Not a full treatment of Newton’s scientific method, this book discusses his optical research only in passing (342–43). Its subtitle better indicates its scope: it focuses narrowly on the argument for universal gravitation in Book III of the Principia. The philosophical project is to set out an “ideal of empirical success” realized by the argument.

Newton claims his method is to “deduce” propositions “from phenomena.” On Harper’s interpretation Newton’s phenomena are patterns of data, which are used to measure “parameters” by which the theory explains them. An example is Kepler’s Area Rule. Its fit to the data confirms the hypothesis that the force maintaining a body in orbit is directed toward the center, but (according to Harper) treating phenomena as measurements makes “more informative evidence” out of data than merely predicting them (3). Newton proves that if the rate at which areas are swept out is increasing, the force is directed forward of the center, and if the rate is decreasing, it is directed backward. Thus an increase or decrease of the rate measures the direction (relative to the center) of the force, and these “systematic dependencies” offer a “compelling sort of explanation of the uniform description of areas by the centripetal direction of forces” (43). [End Page 489]

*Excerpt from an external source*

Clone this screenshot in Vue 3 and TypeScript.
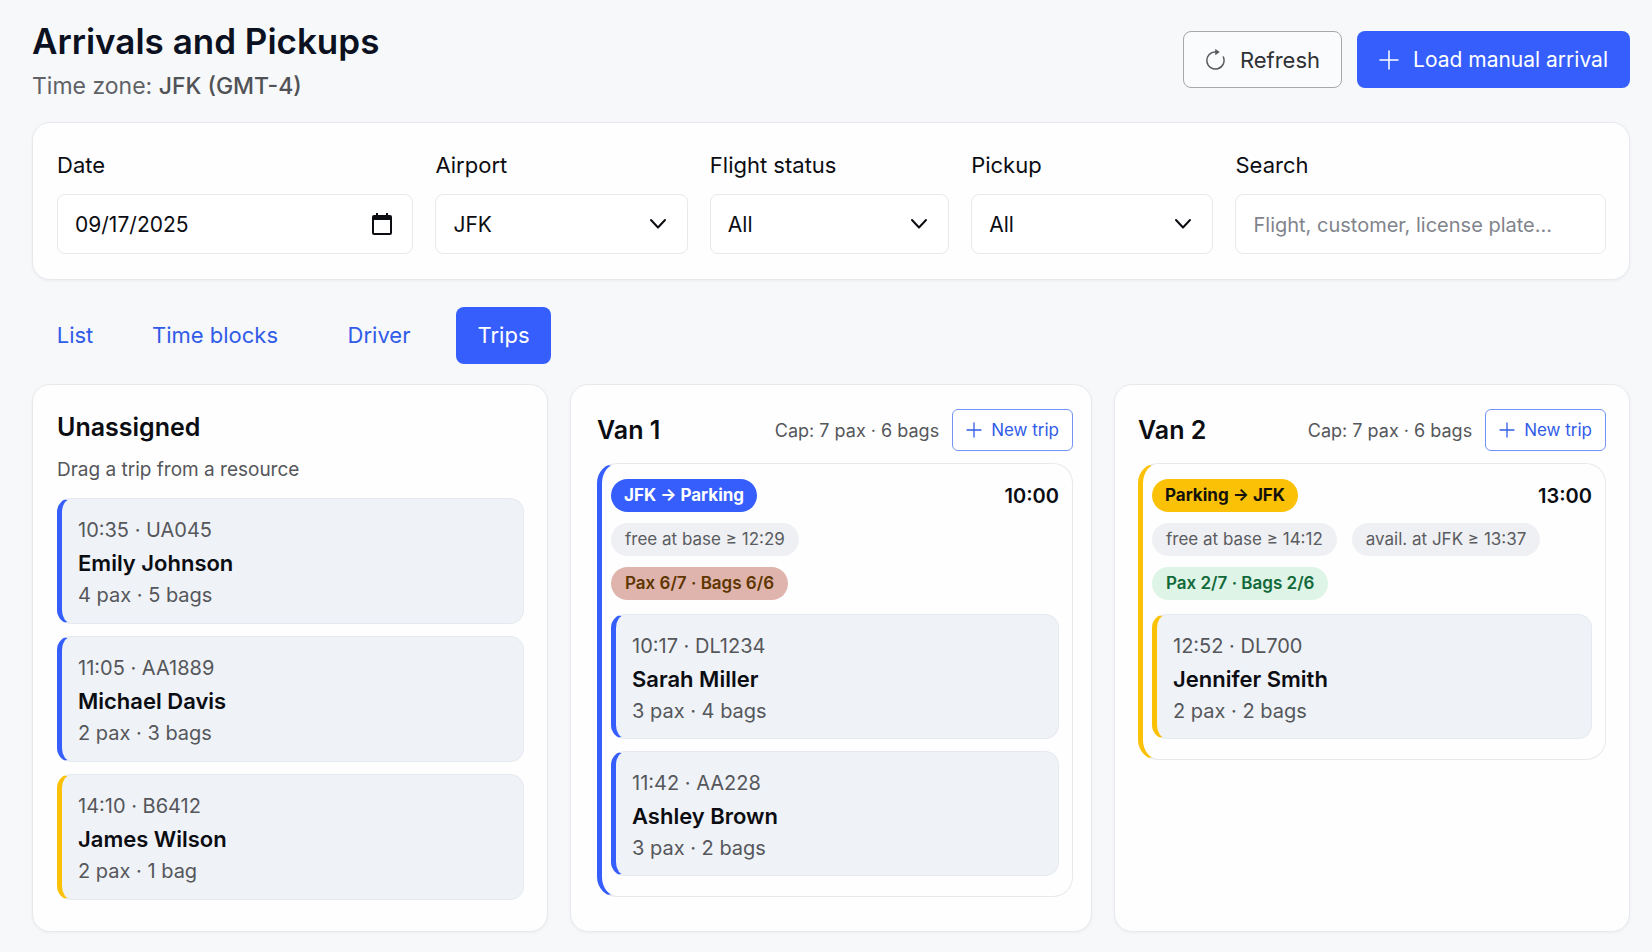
<script setup lang="ts">
import { ref } from 'vue'

type Direction = 'arrival' | 'return'

interface Booking {
  time: string
  flight: string
  customer: string
  pax: number
  bags: number
  direction: Direction
}

interface Trip {
  id: string
  direction: Direction
  route: string
  departs: string
  notes: string[]
  load: string
  full: boolean
  bookings: Booking[]
}

interface Van {
  name: string
  capacity: string
  trips: Trip[]
}

const date = ref('2025-09-17')
const airport = ref('JFK')
const flightStatus = ref('All')
const pickup = ref('All')
const search = ref('')

const tabs = ['List', 'Time blocks', 'Driver', 'Trips']
const activeTab = ref('Trips')

const unassigned: Booking[] = [
  { time: '10:35', flight: 'UA045', customer: 'Emily Johnson', pax: 4, bags: 5, direction: 'arrival' },
  { time: '11:05', flight: 'AA1889', customer: 'Michael Davis', pax: 2, bags: 3, direction: 'arrival' },
  { time: '14:10', flight: 'B6412', customer: 'James Wilson', pax: 2, bags: 1, direction: 'return' },
]

const vans: Van[] = [
  {
    name: 'Van 1',
    capacity: 'Cap: 7 pax · 6 bags',
    trips: [
      {
        id: 'van1-1000',
        direction: 'arrival',
        route: 'JFK → Parking',
        departs: '10:00',
        notes: ['free at base ≥ 12:29'],
        load: 'Pax 6/7 · Bags 6/6',
        full: true,
        bookings: [
          { time: '10:17', flight: 'DL1234', customer: 'Sarah Miller', pax: 3, bags: 4, direction: 'arrival' },
          { time: '11:42', flight: 'AA228', customer: 'Ashley Brown', pax: 3, bags: 2, direction: 'arrival' },
        ],
      },
    ],
  },
  {
    name: 'Van 2',
    capacity: 'Cap: 7 pax · 6 bags',
    trips: [
      {
        id: 'van2-1300',
        direction: 'return',
        route: 'Parking → JFK',
        departs: '13:00',
        notes: ['free at base ≥ 14:12', 'avail. at JFK ≥ 13:37'],
        load: 'Pax 2/7 · Bags 2/6',
        full: false,
        bookings: [
          { time: '12:52', flight: 'DL700', customer: 'Jennifer Smith', pax: 2, bags: 2, direction: 'return' },
        ],
      },
    ],
  },
]

const bagLabel = (n: number): string => `${n} ${n === 1 ? 'bag' : 'bags'}`
</script>

<template>
  <main class="page">
    <header class="page-header">
      <div>
        <h1>Arrivals and Pickups</h1>
        <p class="zone">Time zone: <strong>JFK (GMT-4)</strong></p>
      </div>
      <div class="actions">
        <button type="button" class="btn btn-outline">
          <svg class="icon-refresh" viewBox="0 0 22 22" aria-hidden="true">
            <path d="M19.2 8.4A9 9 0 1 1 11 3" fill="none" stroke="currentColor" stroke-width="1.5" stroke-linecap="round" />
            <path d="M11 0.4L15 3.2L11 6Z" fill="currentColor" stroke="currentColor" stroke-width="0.6" stroke-linejoin="round" />
          </svg>
          Refresh
        </button>
        <button type="button" class="btn btn-primary">
          <svg class="icon-plus" viewBox="0 0 20 20" aria-hidden="true">
            <path d="M10 1V19M1 10H19" fill="none" stroke="currentColor" stroke-width="1.5" stroke-linecap="round" />
          </svg>
          Load manual arrival
        </button>
      </div>
    </header>

    <form class="card filters" @submit.prevent>
      <div class="field">
        <label for="filter-date">Date</label>
        <div class="control">
          <input id="filter-date" v-model="date" type="date" />
          <svg class="icon-calendar" viewBox="0 0 20 22" aria-hidden="true">
            <path d="M4 0H6V2H14V0H16V2H18A2 2 0 0 1 20 4V20A2 2 0 0 1 18 22H2A2 2 0 0 1 0 20V4A2 2 0 0 1 2 2H4ZM2 7V20H18V7Z" fill="currentColor" fill-rule="evenodd" />
          </svg>
        </div>
      </div>
      <div class="field">
        <label for="filter-airport">Airport</label>
        <div class="control">
          <select id="filter-airport" v-model="airport">
            <option>JFK</option>
          </select>
          <svg class="icon-chevron" viewBox="0 0 18 12" aria-hidden="true"><path d="M2 2L9 9.5L16 2" /></svg>
        </div>
      </div>
      <div class="field">
        <label for="filter-status">Flight status</label>
        <div class="control">
          <select id="filter-status" v-model="flightStatus">
            <option>All</option>
          </select>
          <svg class="icon-chevron" viewBox="0 0 18 12" aria-hidden="true"><path d="M2 2L9 9.5L16 2" /></svg>
        </div>
      </div>
      <div class="field">
        <label for="filter-pickup">Pickup</label>
        <div class="control">
          <select id="filter-pickup" v-model="pickup">
            <option>All</option>
          </select>
          <svg class="icon-chevron" viewBox="0 0 18 12" aria-hidden="true"><path d="M2 2L9 9.5L16 2" /></svg>
        </div>
      </div>
      <div class="field">
        <label for="filter-search">Search</label>
        <div class="control">
          <input id="filter-search" v-model="search" type="text" placeholder="Flight, customer, license plate..." />
        </div>
      </div>
    </form>

    <nav class="tabs" aria-label="Views">
      <button
        v-for="tab in tabs"
        :key="tab"
        type="button"
        class="tab"
        :class="{ active: tab === activeTab }"
        @click="activeTab = tab"
      >{{ tab }}</button>
    </nav>

    <div class="board">
      <section class="card column">
        <h2>Unassigned</h2>
        <p class="hint">Drag a trip from a resource</p>
        <div class="bookings">
          <article v-for="b in unassigned" :key="b.flight" class="booking" :class="b.direction">
            <p>{{ b.time }} · {{ b.flight }}</p>
            <h3>{{ b.customer }}</h3>
            <p>{{ b.pax }} pax · {{ bagLabel(b.bags) }}</p>
          </article>
        </div>
      </section>

      <section v-for="van in vans" :key="van.name" class="card column van">
        <div class="van-header">
          <h2>{{ van.name }}</h2>
          <span class="capacity">{{ van.capacity }}</span>
          <button type="button" class="btn-small">
            <svg class="icon-plus-small" viewBox="0 0 16 16" aria-hidden="true">
              <path d="M8 1V15M1 8H15" fill="none" stroke="currentColor" stroke-width="1.3" stroke-linecap="round" />
            </svg>
            New trip
          </button>
        </div>
        <article v-for="trip in van.trips" :key="trip.id" class="trip" :class="trip.direction">
          <div class="trip-row spread">
            <span class="pill route" :class="trip.direction">{{ trip.route }}</span>
            <time class="departs">{{ trip.departs }}</time>
          </div>
          <div class="trip-row">
            <span v-for="note in trip.notes" :key="note" class="pill note">{{ note }}</span>
          </div>
          <div class="trip-row">
            <span class="pill load" :class="{ full: trip.full }">{{ trip.load }}</span>
          </div>
          <div class="bookings">
            <div v-for="b in trip.bookings" :key="b.flight" class="booking" :class="b.direction">
              <p>{{ b.time }} · {{ b.flight }}</p>
              <h3>{{ b.customer }}</h3>
              <p>{{ b.pax }} pax · {{ bagLabel(b.bags) }}</p>
            </div>
          </div>
        </article>
      </section>
    </div>
  </main>
</template>

<style>
body {
  margin: 0;
  background: #f7f8fa;
}
</style>

<style scoped>
.page {
  --blue: #355efc;
  --yellow: #fbc107;
  --line: #e7e9ec;
  padding: 20px 22px 20px 32px;
  font-family: Inter, "Liberation Sans", sans-serif;
  font-size: 22px;
  color: #0b0d12;
}

h1, h2, h3, p {
  margin: 0;
}

button, input, select {
  font: inherit;
  box-sizing: border-box;
}

button {
  cursor: pointer;
}

.page-header {
  display: flex;
  justify-content: space-between;
  height: 102px;
}

h1 {
  font-size: 35px;
  font-weight: 600;
  line-height: 42px;
  color: #0b1120;
}

.zone {
  font-size: 23px;
  line-height: 48px;
  color: #606266;
}

.zone strong {
  font-weight: 500;
  color: #505256;
}

.actions {
  display: flex;
  gap: 15px;
  margin-top: 11px;
}

.btn {
  display: flex;
  align-items: center;
  height: 57px;
  padding: 0 21px;
  border: 1px solid transparent;
  border-radius: 8px;
}

.btn-outline {
  gap: 14px;
  border-color: #a5a7ab;
  background: #fafbfc;
  color: #2f3135;
}

.btn-primary {
  gap: 14px;
  background: var(--blue);
  color: #fff;
  font-size: 21px;
}

.icon-refresh {
  width: 21px;
  height: 21px;
  color: #55575b;
}

.icon-plus {
  width: 20px;
  height: 20px;
}

.card {
  box-sizing: border-box;
  border: 1px solid var(--line);
  border-radius: 18px;
  background: #fefefe;
  box-shadow: 0 1px 3px rgba(20, 30, 50, 0.05);
}

.filters {
  display: grid;
  grid-template-columns: 356fr 252fr 239fr 242fr 370fr;
  gap: 22px;
  padding: 24px 23px 25px 24px;
}

.field label {
  display: block;
  margin-bottom: 11px;
  line-height: 36px;
}

.control {
  position: relative;
}

.control input,
.control select {
  display: block;
  width: 100%;
  height: 60px;
  padding: 0 17px;
  border: 1px solid var(--line);
  border-radius: 8px;
  background: #fff;
  color: #0b0d12;
  font-size: 21px;
  appearance: none;
}

.control input::placeholder {
  color: #81848c;
  font-size: 20px;
  opacity: 1;
}

.control input::-webkit-calendar-picker-indicator {
  opacity: 0;
}

.control input::-webkit-datetime-edit,
.control input::-webkit-datetime-edit-fields-wrapper,
.control input::-webkit-datetime-edit-month-field,
.control input::-webkit-datetime-edit-day-field,
.control input::-webkit-datetime-edit-year-field {
  padding: 0;
}

.icon-calendar,
.icon-chevron {
  position: absolute;
  top: 0;
  bottom: 0;
  right: 21px;
  margin: auto 0;
  pointer-events: none;
}

.icon-calendar {
  width: 20px;
  height: 22px;
}

.icon-chevron {
  width: 18px;
  height: 12px;
  fill: none;
  stroke: #0b0d12;
  stroke-width: 2;
  stroke-linecap: round;
  stroke-linejoin: round;
}

.tabs {
  display: grid;
  grid-template-columns: 82px 174px 130px 95px;
  gap: 12px;
  margin: 27px 0 20px 2px;
}

.tab {
  height: 57px;
  padding: 0 0 2px;
  border: 0;
  border-radius: 8px;
  background: none;
  color: #315ce8;
}

.tab.active {
  background: var(--blue);
  color: #fff;
}

.board {
  display: grid;
  grid-template-columns: 516fr 522fr 516fr;
  gap: 22px;
}

.column {
  padding: 24px 23px 31px 24px;
}

.van {
  padding-left: 26px;
  padding-right: 18px;
}

.van + .van {
  padding-left: 23px;
  padding-right: 23px;
}

h2 {
  font-size: 25px;
  font-weight: 600;
  line-height: 36px;
}

.hint {
  margin: 11px 0 14px;
  font-size: 19px;
  line-height: 28px;
  color: #55575b;
}

.bookings {
  display: grid;
  gap: 12px;
}

.booking {
  padding: 16px 16px 12px;
  border: 1px solid #e6eaf0;
  border-left: 5px solid var(--blue);
  border-radius: 14px;
  background: #eff2f7;
}

.trip .bookings {
  margin-top: 3px;
}

.trip .booking {
  padding-bottom: 11px;
}

.booking p {
  font-size: 20px;
  line-height: 31px;
  color: #55575b;
}

.booking h3 {
  font-size: 22px;
  font-weight: 600;
  line-height: 34px;
}

.booking.return,
.trip.return {
  border-left-color: var(--yellow);
}

.van-header {
  display: flex;
  align-items: center;
  gap: 13px;
  margin-bottom: 12px;
}

.van-header h2 {
  flex: 1;
}

.capacity {
  font-size: 18px;
  color: #55575b;
}

.btn-small {
  display: flex;
  align-items: center;
  gap: 9px;
  height: 42px;
  padding: 0 13px;
  border: 1px solid #7393f5;
  border-radius: 6px;
  background: #fff;
  color: #315ce8;
  font-size: 17px;
}

.icon-plus-small {
  width: 16px;
  height: 16px;
}

.trip {
  display: grid;
  gap: 11px;
  padding: 15px 13px 20px 9px;
  border: 1px solid var(--line);
  border-left: 5px solid var(--blue);
  border-radius: 20px;
}

.trip-row {
  display: flex;
  align-items: center;
  gap: 15px;
}

.spread {
  justify-content: space-between;
}

.pill {
  padding: 0 14px;
  border-radius: 17px;
  font-size: 17px;
  line-height: 33px;
  white-space: nowrap;
}

.route {
  padding: 0 13px;
  font-weight: 700;
}

.route.arrival {
  background: var(--blue);
  color: #fff;
}

.route.return {
  background: var(--yellow);
  color: #14120a;
}

.departs {
  font-size: 20px;
  font-weight: 600;
}

.note {
  background: #eff0f3;
  color: #5a5c61;
}

.load {
  background: #ddf4e6;
  color: #11693a;
  font-weight: 600;
}

.load.full {
  background: #deb4ac;
  color: #5f3500;
}
</style>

This process of deduction warrants provisional acceptance of propositions (e.g. that in a certain system, the force maintaining a body in orbit is directed toward the center). Testing these regularities gives direction to research. For instance, deviations from the Area Rule prompt us to find another body influencing a system. An example of the progress in theory spurred by such discrepancies is Newton’s quantitative account of the variational inequality of the moon’s orbit, which explains violations of the Area Rule in terms of the sun’s action on the earth–moon system. Through iterations of this process, propositions accepted as approximately correct are rendered more exact. Newton’s deliberate employment of successive approximations defuses the classic objection that the consequences of universal gravitation contradict the premises from which it is derived.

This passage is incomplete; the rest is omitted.